I'm relearning mathematics from the ground up in order to keep up with it's rigor in the university I attend. I'm doing this with serge langs basic mathematics, which thankfully involves writing proofs as well. The exercise is to let E be an abbreviation for even, and let I be an abbreviation for odd. Then you're given as a given:
E + E = E
E + I = I + E = I
I + I = E
EE = E
II = I
IE = EI = E
Then asked that you
Show that addition for E and I is associative and commutative.
Show that E plays the role if a zero element for addition. What is the additive inverse of E?
What is the additive inverse of I.
Show that multiplication for E and I is commutative and associative.
Which behaves like 0 for multiplication?
Show that multiplication is distributive with respect to addition.
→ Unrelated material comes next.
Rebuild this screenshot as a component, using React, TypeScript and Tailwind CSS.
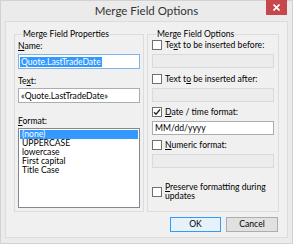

I think i've answered these with something along the lines of
(E + I) + I = E + (I + I)
(I + E) + I = I + (E + I)
which I believe is technically correct but could probably be better expressed as something like
E + E + E = E + E = E = E + E = E + E + E
actually shows I associativity. you'd just commit to the same task for all different possible equations. commutativity looks like
E + E = E = E + E
what i'm confused about is how to understand this in such a case as
(EI)I = EI = E = II = I = E(II)
Which i've been led to believe is correct. However the question arises from what the equation seems to convey. How can E = II in the associated multiplicative case? E is almost like a representation of zero isnt it. I think i'm fundamentally misunderstanding something about proofs.